Spring Peepers

The chirping call of spring peepers, Pseudacris crucifer, is my favorite sound of spring. Perhaps it was my upbringing in swampy Louisiana that draws me to frog songs. I often find myself rolling down the windows as I drive home along Muddy Creek Road in southern Anne Arundel County to catch a wave of springtime from the marshes and wetlands along the road.
    The chorus of these tiny frogs is one of our first harbingers of warmer temperatures and longer days. You’ll hear them long before spring’s official arrival.
    “It’s that time of the year, getting a little warmer,” says DNR’s Glenn Therres. “We heard them a couple of weeks ago. Then the cold front quieted them down. Now they’re itching to jump out and start singing.”
    Peepers spend the winter in hibernation, to the point of being frozen alive. Surprisingly, they can survive up to a week after being frozen. Their blood contains a biological antifreeze that prevents immediate death. Peepers emerge from hibernation once temperatures being their annual rise.
    The song we hear is the males’ inflating their vocal sacs to attract the ladies. Biologists think the females prefer the loudest singers. Their calls have been compared to a refrain of sleigh bells, and that’s music to my ears.
    While they are easy to hear, I can’t recall seeing a spring peeper. Trying to sneak up on one is near impossible as this species is primed to jump for its life.
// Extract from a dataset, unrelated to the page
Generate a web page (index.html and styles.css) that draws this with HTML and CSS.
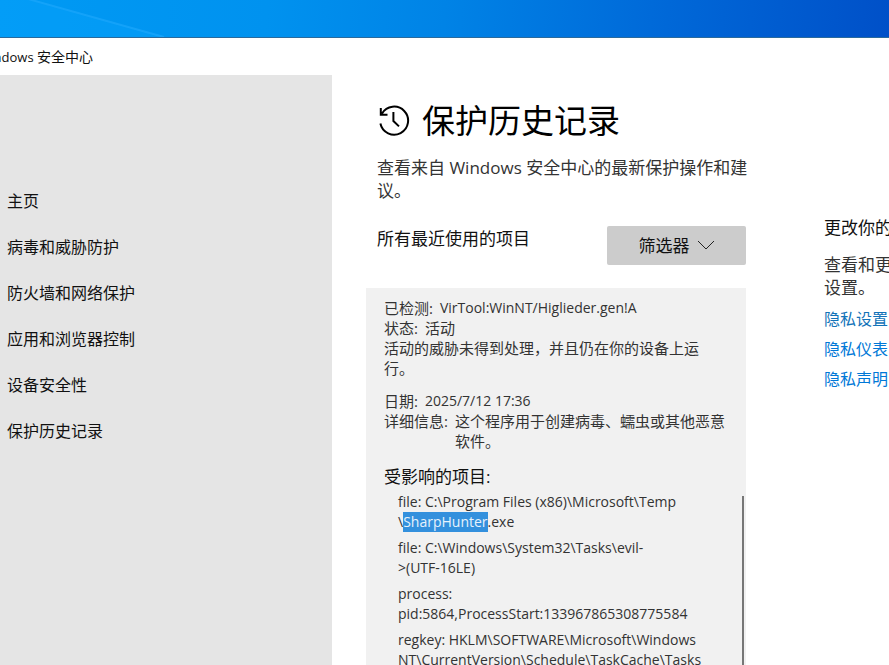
FILE: index.html
```html
<!DOCTYPE html>
<html lang="zh-CN">
<head>
<meta charset="utf-8">
<title>Windows 安全中心</title>
<link rel="stylesheet" href="styles.css">
</head>
<body>
<div class="desktop">
  <svg class="ray" viewBox="0 0 170 37" aria-hidden="true">
    <path d="M0 0H28L164 37H0Z" fill="#0aa3fb" opacity=".35"/>
    <path d="M28 -1L164 37" stroke="#27adff" stroke-width="2" opacity=".5"/>
  </svg>
</div>
<div class="window">
  <header class="titlebar"><span class="caption"><span class="latin">Windows&nbsp;</span>安全中心</span></header>
  <div class="body">
    <nav class="sidebar">
      <a href="#home">主页</a>
      <a href="#virus">病毒和威胁防护</a>
      <a href="#firewall">防火墙和网络保护</a>
      <a href="#apps">应用和浏览器控制</a>
      <a href="#device">设备安全性</a>
      <a href="#history">保护历史记录</a>
    </nav>
    <main class="content">
      <h1 class="title">
        <svg class="history" viewBox="0 0 32 32" aria-hidden="true">
          <path d="M2.4 19.5A14 14 0 1 0 4 9.6M2.8 4V10.8H9.5M15.4 8V17L21 22.4"/>
        </svg>
        保护历史记录
      </h1>
      <p class="lead">查看来自 Windows 安全中心的最新保护操作和建<br>议。</p>
      <div class="toolbar">
        <h2>所有最近使用的项目</h2>
        <button class="filter" type="button">筛选器
          <svg class="chevron" viewBox="0 0 18 10" aria-hidden="true"><path d="M1 1L9 9L17 1"/></svg>
        </button>
      </div>
      <section class="card">
        <dl class="facts">
          <div><dt>已检测:</dt><dd class="latin">VirTool:WinNT/Higlieder.gen!A</dd></div>
          <div><dt>状态:</dt><dd>活动</dd></div>
        </dl>
        <p class="note">活动的威胁未得到处理，并且仍在你的设备上运<br>行。</p>
        <dl class="facts">
          <div><dt>日期:</dt><dd class="latin">2025/7/12 17:36</dd></div>
          <div><dt>详细信息:</dt><dd>这个程序用于创建病毒、蠕虫或其他恶意<br>软件。</dd></div>
        </dl>
        <h3>受影响的项目:</h3>
        <div class="affected">
          <ul class="items latin">
            <li>file: C:\Program Files (x86)\Microsoft\Temp<br>\<mark>SharpHunter</mark>.exe</li>
            <li>file: C:\Windows\System32\Tasks\evil-<br>&gt;(UTF-16LE)</li>
            <li>process:<br>pid:5864,ProcessStart:133967865308775584</li>
            <li>regkey: HKLM\SOFTWARE\Microsoft\Windows<br>NT\CurrentVersion\Schedule\TaskCache\Tasks</li>
          </ul>
          <div class="scrollbar"></div>
        </div>
      </section>
    </main>
    <aside class="related">
      <h2>更改你的</h2>
      <p>查看和更<br>设置。</p>
      <a class="visited" href="#settings">隐私设置</a>
      <a href="#dashboard">隐私仪表</a>
      <a href="#statement">隐私声明</a>
    </aside>
  </div>
</div>
</body>
</html>
```
FILE: styles.css
```css
* {
  box-sizing: border-box;
  margin: 0;
  padding: 0;
}

body {
  display: flex;
  flex-direction: column;
  height: 100vh;
  overflow: hidden;
  background: #fff;
  color: #111;
  font-family: "Open Sans", "Noto Sans CJK SC", sans-serif;
  font-size: 16px;
}

h1,
h2,
h3 {
  font-weight: 400;
}

a {
  text-decoration: none;
}

.desktop {
  flex: none;
  height: 38px;
  border-bottom: 1px solid #2a6a9c;
  background: linear-gradient(95deg, #009af4 0%, #0092ef 30%, #0083e6 50%, #0068d8 75%, #0050c8 100%);
}

.ray {
  display: block;
  width: 170px;
  height: 37px;
}

.window {
  flex: 1;
  display: flex;
  flex-direction: column;
  min-height: 0;
}

.titlebar {
  flex: none;
  height: 37px;
}

.caption {
  display: flex;
  justify-content: flex-end;
  width: 93px;
  overflow: hidden;
  font-size: 14px;
  line-height: 38px;
  white-space: nowrap;
}

.caption .latin {
  font-size: 13px;
}

.body {
  flex: 1;
  display: flex;
  min-height: 0;
}

.sidebar {
  flex: none;
  display: flex;
  flex-direction: column;
  gap: 22px;
  width: 332px;
  padding: 114px 7px 0;
  background: #e5e5e5;
}

.sidebar a {
  color: #111;
  line-height: 24px;
}

.content {
  flex: none;
  display: flex;
  flex-direction: column;
  width: 380px;
  min-height: 0;
  margin-left: 34px;
  padding-top: 23px;
}

.title {
  display: flex;
  align-items: center;
  gap: 12px;
  padding-left: 12px;
  color: #000;
  font-size: 33px;
  line-height: 46px;
}

.history {
  width: 32px;
  height: 32px;
  margin-bottom: 3px;
  fill: none;
  stroke: #000;
  stroke-width: 2;
}

.lead {
  padding: 12px 0 0 11px;
  color: #333;
  font-size: 17px;
  line-height: 23px;
  white-space: nowrap;
}

.toolbar {
  display: flex;
  justify-content: space-between;
  padding: 24px 0 23px 11px;
}

.toolbar h2 {
  font-size: 17px;
  line-height: 26px;
}

.filter {
  display: flex;
  align-items: center;
  justify-content: center;
  gap: 7px;
  width: 139px;
  height: 39px;
  padding-bottom: 2px;
  border: 0;
  border-radius: 2px;
  background: #ccc;
  color: #111;
  font-family: inherit;
  font-size: 17px;
}

.chevron {
  width: 18px;
  height: 10px;
  fill: none;
  stroke: #222;
}

.card {
  flex: 1;
  display: flex;
  flex-direction: column;
  min-height: 0;
  overflow: hidden;
  padding: 10px 2px 0 18px;
  background: #f1f1f1;
  color: #333;
  font-size: 15px;
  line-height: 20px;
  white-space: nowrap;
}

.facts div {
  display: flex;
  gap: 7px;
}

.note {
  padding-bottom: 13px;
}

.card h3 {
  padding-top: 14px;
  color: #111;
  font-size: 17px;
  line-height: 24px;
}

.affected {
  flex: 1;
  display: flex;
  justify-content: space-between;
  min-height: 0;
  margin-top: 3px;
  padding-left: 14px;
}

.items {
  display: flex;
  flex-direction: column;
  gap: 6px;
  list-style: none;
}

.card .latin {
  font-size: 14px;
}

.items mark {
  display: inline-block;
  background: #3390dd;
  color: #e6f2fc;
}

.scrollbar {
  width: 2px;
  margin-top: 4px;
  background: #777;
}

.related {
  flex: none;
  display: flex;
  flex-direction: column;
  margin-left: 78px;
  padding-top: 141px;
  white-space: nowrap;
}

.related h2 {
  font-size: 17px;
  line-height: 24px;
}

.related p {
  padding: 13px 0 8px;
  color: #333;
  font-size: 17px;
  line-height: 23px;
}

.related a {
  color: #0078d7;
  line-height: 24px;
  margin-bottom: 6px;
}

.related .visited {
  color: #1273b8;
}
```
    These high-pitched amphibians are tiny brownish-yellow, olive or gray frogs with a dark X on their back. They are also small; one can fit on a fingertip.
    “Listen and look for them in shallow-water ponds without fish; otherwise tadpoles become fish bait,” Therres advises. “They show up in wet depressions in woods and fields, sediment ponds, in almost any shallow body of water that persists for a couple of months.”
    After Romeo has wooed his Juliet, tadpoles emerge in two to three weeks, meaning more peepers to sing us into next spring.
    They are probably Maryland’s most common frog species, Therres says, “and definitely the most vocal.”